Work to do -
Please transcribe the records precisely; pictures stay out of your copy.

Records for the exercise -
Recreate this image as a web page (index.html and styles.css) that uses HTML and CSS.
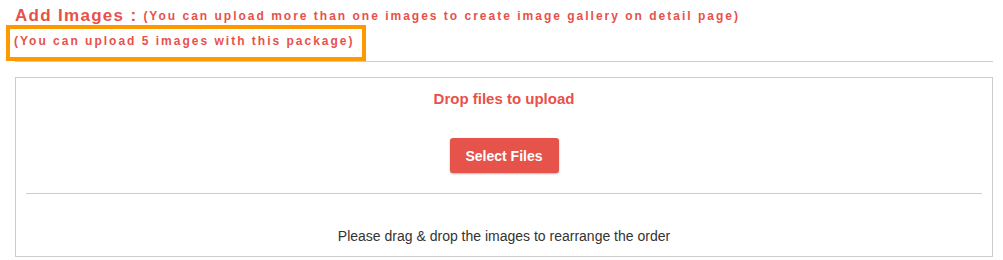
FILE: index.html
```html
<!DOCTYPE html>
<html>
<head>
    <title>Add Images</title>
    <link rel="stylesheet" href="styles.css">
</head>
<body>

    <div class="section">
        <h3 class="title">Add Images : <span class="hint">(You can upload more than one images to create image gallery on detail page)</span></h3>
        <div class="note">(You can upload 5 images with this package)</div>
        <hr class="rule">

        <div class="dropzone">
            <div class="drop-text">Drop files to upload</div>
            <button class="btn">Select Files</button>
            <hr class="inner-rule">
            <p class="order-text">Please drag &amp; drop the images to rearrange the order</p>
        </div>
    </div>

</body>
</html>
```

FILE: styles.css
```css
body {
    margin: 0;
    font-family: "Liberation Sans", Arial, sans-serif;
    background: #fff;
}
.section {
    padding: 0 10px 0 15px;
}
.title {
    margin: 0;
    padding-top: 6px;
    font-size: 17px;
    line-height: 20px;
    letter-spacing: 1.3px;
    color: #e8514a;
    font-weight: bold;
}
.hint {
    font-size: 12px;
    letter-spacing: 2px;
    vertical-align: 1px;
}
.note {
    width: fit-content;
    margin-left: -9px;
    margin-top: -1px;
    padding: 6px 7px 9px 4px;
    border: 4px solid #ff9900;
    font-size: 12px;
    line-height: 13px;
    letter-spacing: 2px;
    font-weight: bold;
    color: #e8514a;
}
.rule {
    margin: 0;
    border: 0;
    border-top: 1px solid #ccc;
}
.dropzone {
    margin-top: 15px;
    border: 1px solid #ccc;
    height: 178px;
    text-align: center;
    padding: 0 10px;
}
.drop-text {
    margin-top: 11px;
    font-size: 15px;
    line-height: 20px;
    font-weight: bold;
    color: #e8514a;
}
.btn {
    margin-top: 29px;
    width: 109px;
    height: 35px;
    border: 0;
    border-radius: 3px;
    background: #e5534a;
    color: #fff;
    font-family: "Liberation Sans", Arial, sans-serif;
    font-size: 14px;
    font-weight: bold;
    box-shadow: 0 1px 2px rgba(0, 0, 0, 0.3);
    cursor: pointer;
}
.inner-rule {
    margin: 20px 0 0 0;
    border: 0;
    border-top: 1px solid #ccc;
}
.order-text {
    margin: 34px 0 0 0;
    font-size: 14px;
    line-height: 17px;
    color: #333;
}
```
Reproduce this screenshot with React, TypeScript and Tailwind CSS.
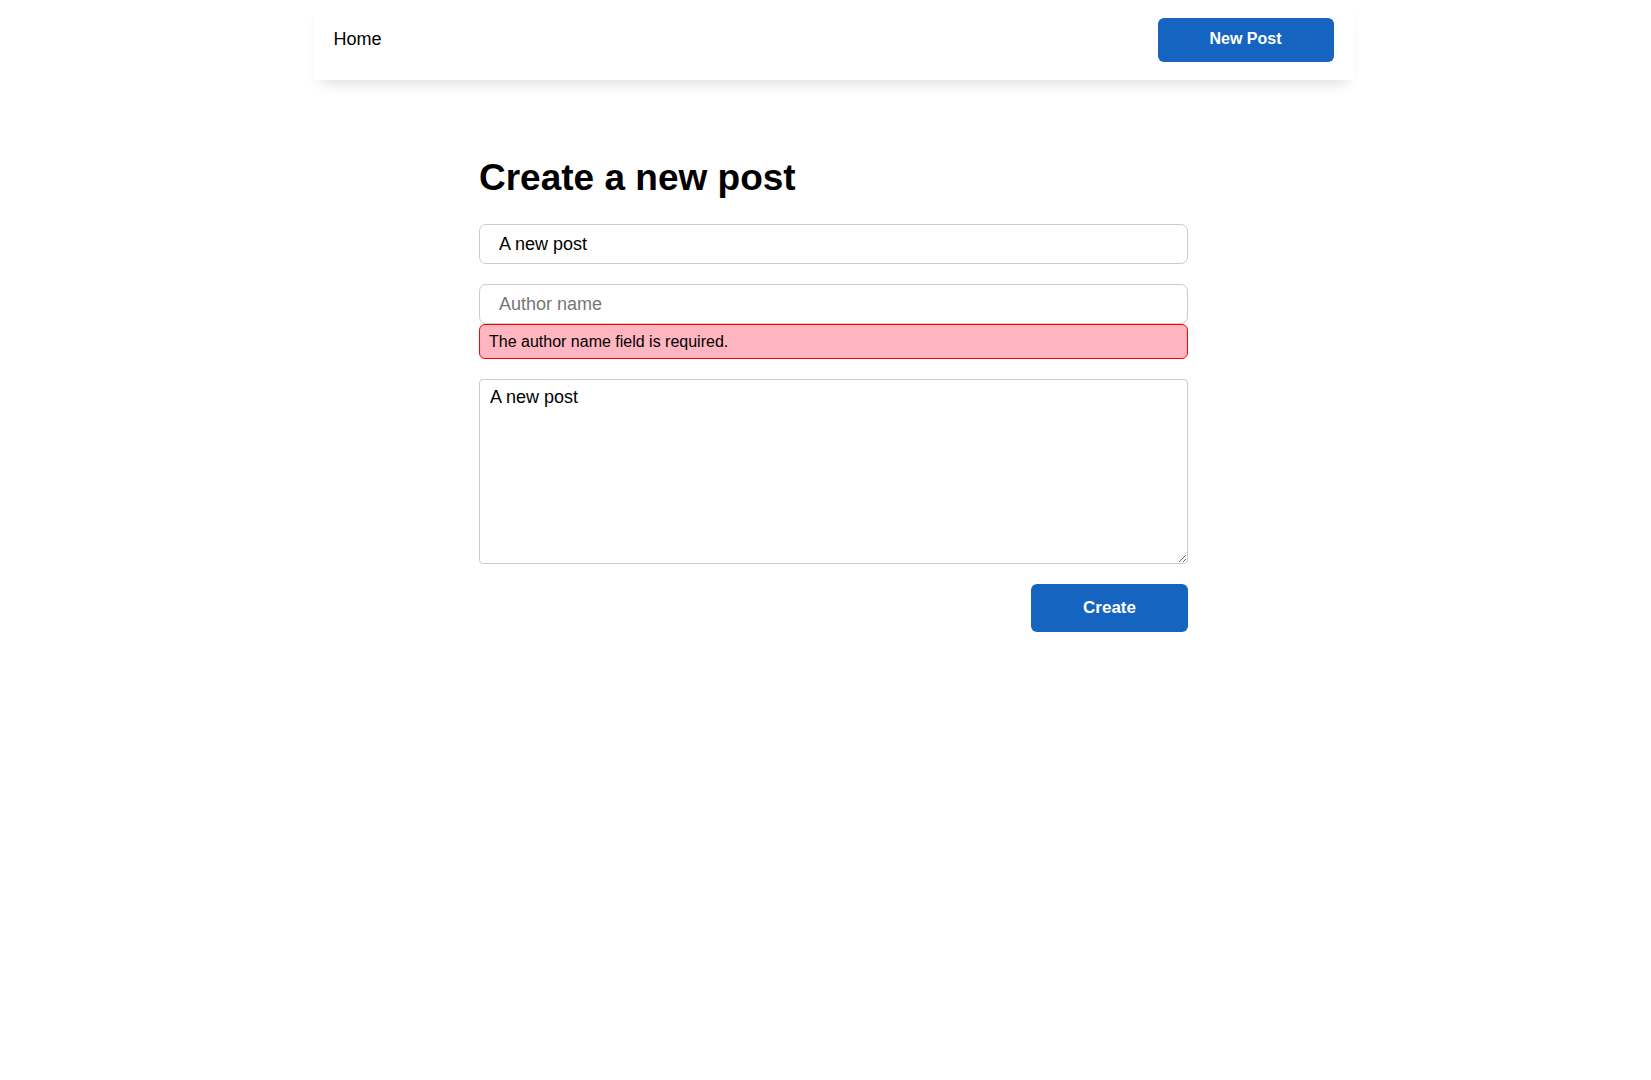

Solution to the exercise -
Recreate this image as a web page (index.html and styles.css) that uses HTML and CSS.
FILE: index.html
```html
<!DOCTYPE html>
<html>
<head>
    <title>Add Images</title>
    <link rel="stylesheet" href="styles.css">
</head>
<body>

    <div class="section">
        <h3 class="title">Add Images : <span class="hint">(You can upload more than one images to create image gallery on detail page)</span></h3>
        <div class="note">(You can upload 5 images with this package)</div>
        <hr class="rule">

        <div class="dropzone">
            <div class="drop-text">Drop files to upload</div>
            <button class="btn">Select Files</button>
            <hr class="inner-rule">
            <p class="order-text">Please drag &amp; drop the images to rearrange the order</p>
        </div>
    </div>

</body>
</html>
```

FILE: styles.css
```css
body {
    margin: 0;
    font-family: "Liberation Sans", Arial, sans-serif;
    background: #fff;
}
.section {
    padding: 0 10px 0 15px;
}
.title {
    margin: 0;
    padding-top: 6px;
    font-size: 17px;
    line-height: 20px;
    letter-spacing: 1.3px;
    color: #e8514a;
    font-weight: bold;
}
.hint {
    font-size: 12px;
    letter-spacing: 2px;
    vertical-align: 1px;
}
.note {
    width: fit-content;
    margin-left: -9px;
    margin-top: -1px;
    padding: 6px 7px 9px 4px;
    border: 4px solid #ff9900;
    font-size: 12px;
    line-height: 13px;
    letter-spacing: 2px;
    font-weight: bold;
    color: #e8514a;
}
.rule {
    margin: 0;
    border: 0;
    border-top: 1px solid #ccc;
}
.dropzone {
    margin-top: 15px;
    border: 1px solid #ccc;
    height: 178px;
    text-align: center;
    padding: 0 10px;
}
.drop-text {
    margin-top: 11px;
    font-size: 15px;
    line-height: 20px;
    font-weight: bold;
    color: #e8514a;
}
.btn {
    margin-top: 29px;
    width: 109px;
    height: 35px;
    border: 0;
    border-radius: 3px;
    background: #e5534a;
    color: #fff;
    font-family: "Liberation Sans", Arial, sans-serif;
    font-size: 14px;
    font-weight: bold;
    box-shadow: 0 1px 2px rgba(0, 0, 0, 0.3);
    cursor: pointer;
}
.inner-rule {
    margin: 20px 0 0 0;
    border: 0;
    border-top: 1px solid #ccc;
}
.order-text {
    margin: 34px 0 0 0;
    font-size: 14px;
    line-height: 17px;
    color: #333;
}
```
Reproduce this screenshot with React, TypeScript and Tailwind CSS.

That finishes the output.